The real scandal is the cover-up
Sex is always a good juicy subject for a journalist. It explains, partly, why the unseemly saga of child abuse in the Roman Catholic Church is such a page-filler. There is a prurient fascination as well as a high outrage in much of what is written. But there is more to the story than that of course. It has the ingredient of hypocrisy in high places, indeed in the highest places if the claims that Rome makes for itself are to be believed; not that they are by most of the people penning the stories and the headlines. To sex and hypocrisy you may add the glee of schadenfreude.
So it is worth asking what is the real core of the corruption in this case. Many will not want to hear it but it is not the child abuse itself. Nor is it, in the conventional sense, an issue about celibacy, despite the efforts of many commentators to suggest otherwise.
The government-sponsored report into child abuse in Ireland published in 2002 showed that 5.8pc of boys who had been abused had suffered at the hands of priests or religious figures. The other 94 per cent had been abused by members of their family, babysitters, family friends, teachers and others – the vast majority of whom were not celibate. The idea that the priesthood contains a disproportionate number of paedophiles is not borne out by the facts.
It is revealing to study the profuse apology and admonition issued by Pope Benedict XVI to the church in Ireland this week. He said to the victims, in abject and heartfelt terms: “You have suffered grievously and I am truly sorry”. He was uncompromising in telling abuser priests that they must answer for their crimes to Almighty God and “before properly constituted tribunals”. And he was bald in his verdict that his Irish bishops had committed grievous errors of judgement and failed in their leadership.
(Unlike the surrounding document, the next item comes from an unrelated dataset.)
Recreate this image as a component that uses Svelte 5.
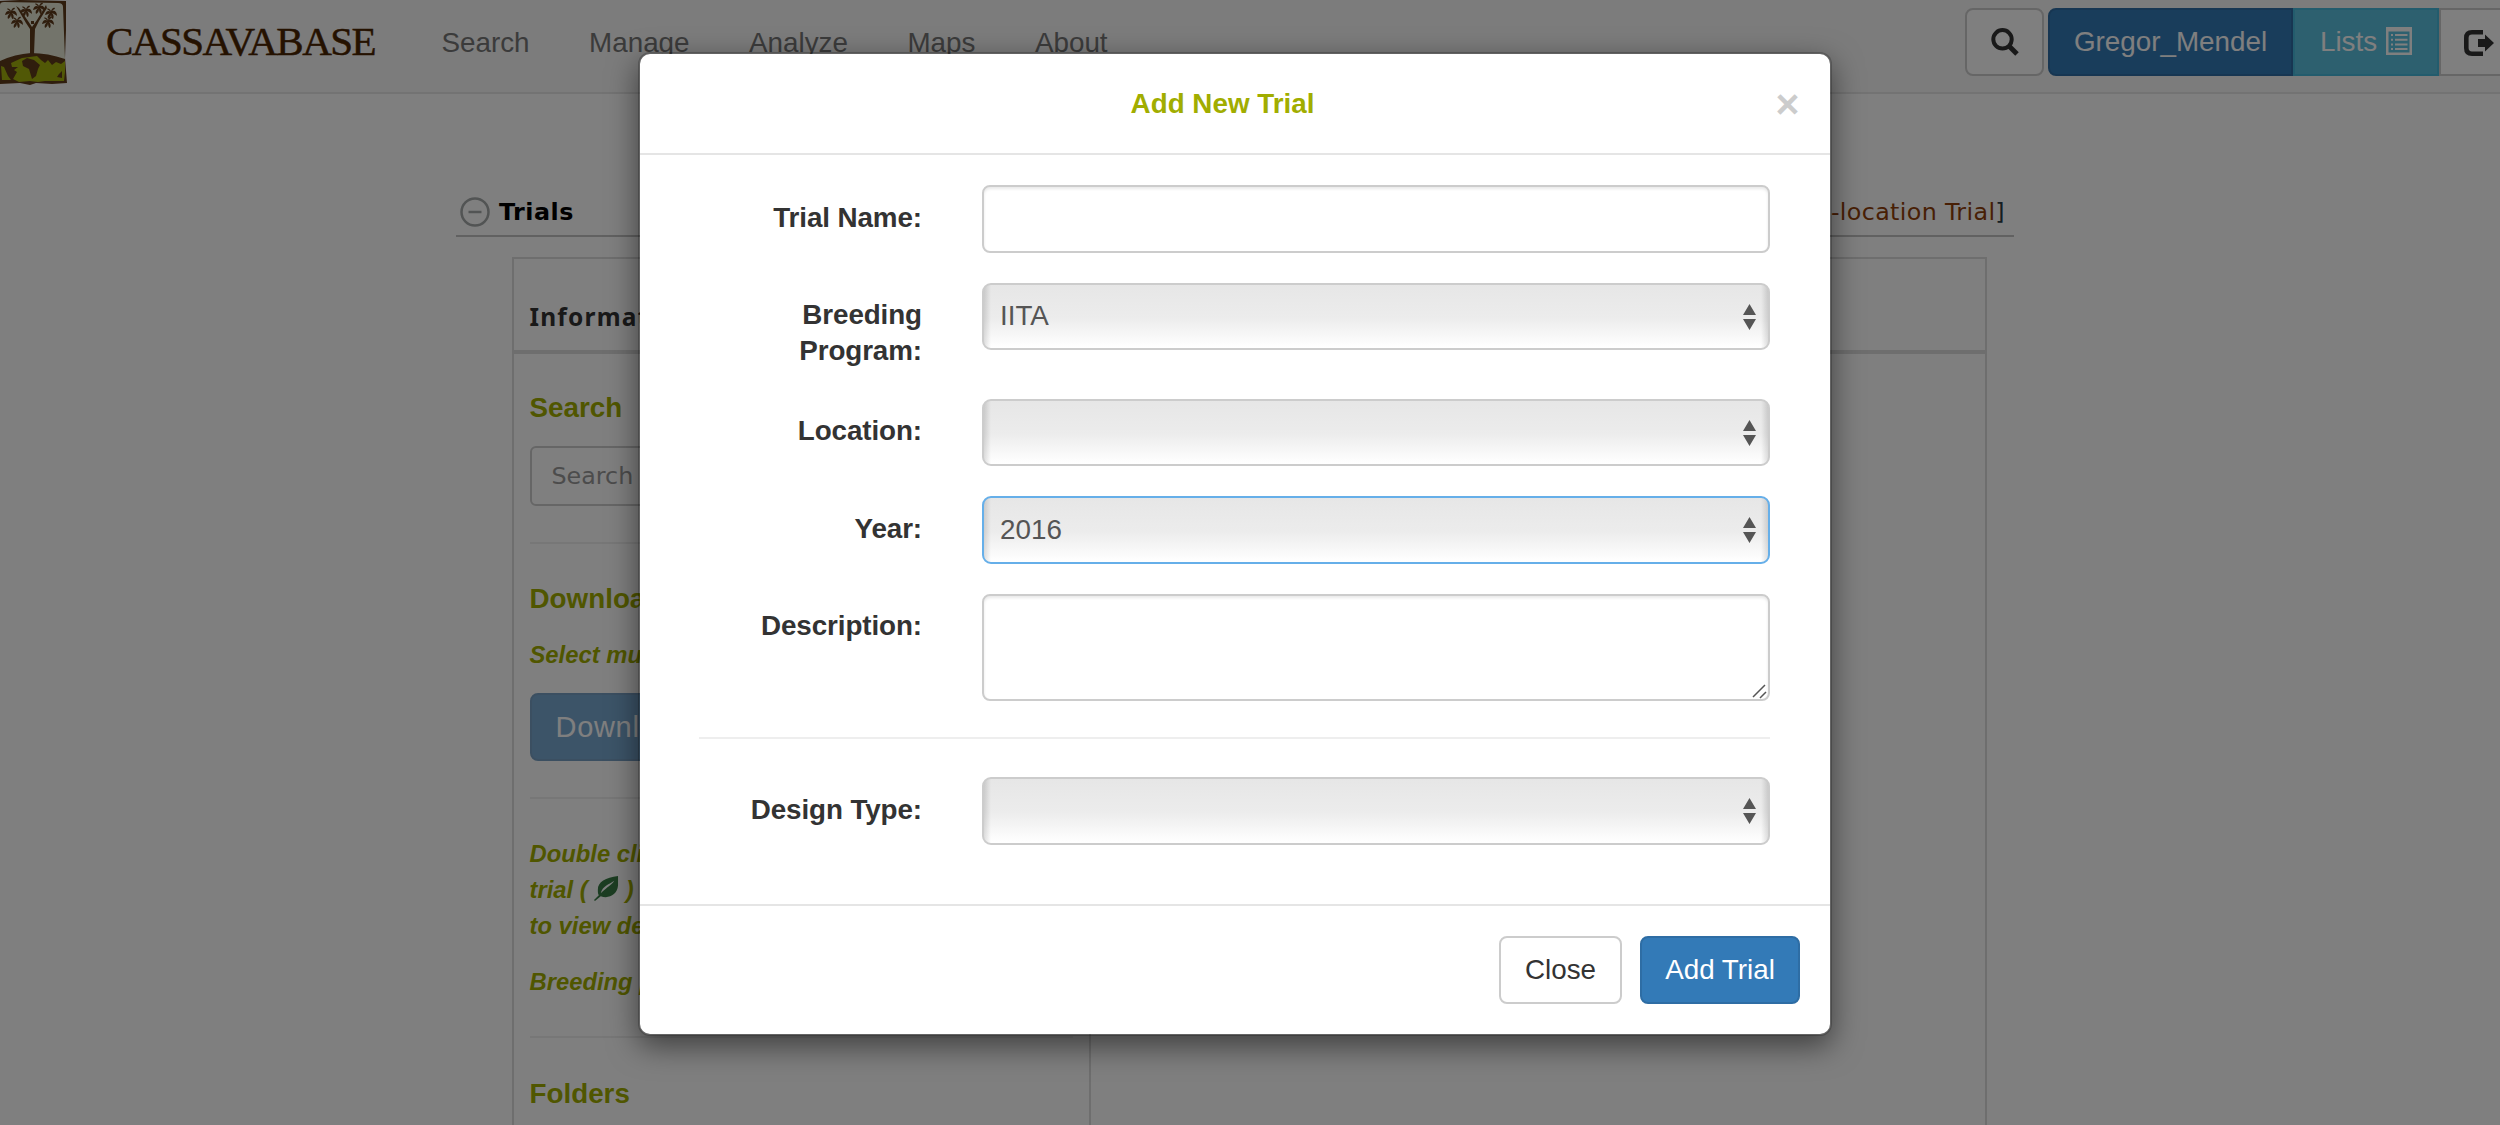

But, being Pope – and especially the man who as Cardinal Ratzinger was a chief protector of the internal secrecy with which the Vatican conducts itself – he could not apologise for the institutional power of the church, and its unswerving sense that its divine mission places it in every respect above the secular law, which has been a key contributor to the current scandal.
Many have suggested that celibacy is the root problem here. And it is true that we do not read that many stories about paedophile priests among Anglican clergy, the vast majority of whom are married. But if celibacy is a factor it is not I suspect the usual “sex and the single priest” argument that sexual frustration leads celibates to seek found inappropriate sexual outlets. The burdens carried by celibate clerics are far from exclusively sexual; they are the deprivations of the companionship, affection and intimacy which sustain the happily-married.
By contrast, in an institution bonded by celibacy, as Andrew Brown perceptively pointed out in one of his recent Guardian blogs, the bonds of primary affection are diverted into an institutional loyalty which can in some circumstances become pathological.
One of the big lessons of modern politics, from Watergate onwards, is that it is very often not the original offence but the cover-up which produces eventual downfall. That is what so outrages ordinary people about the behaviour of the Catholic Church over clerical child abuse. Institutional interests and the preservation of reputation were elevated over the correction and prevention or wrong-doing.
That is why the Pope, who gave a job in Rome to Cardinal Bernard Law after he was forced to resign as Archbishop of Boston because of the sex scandals there, had no real chance of making an apology which many would ever accept as adequate.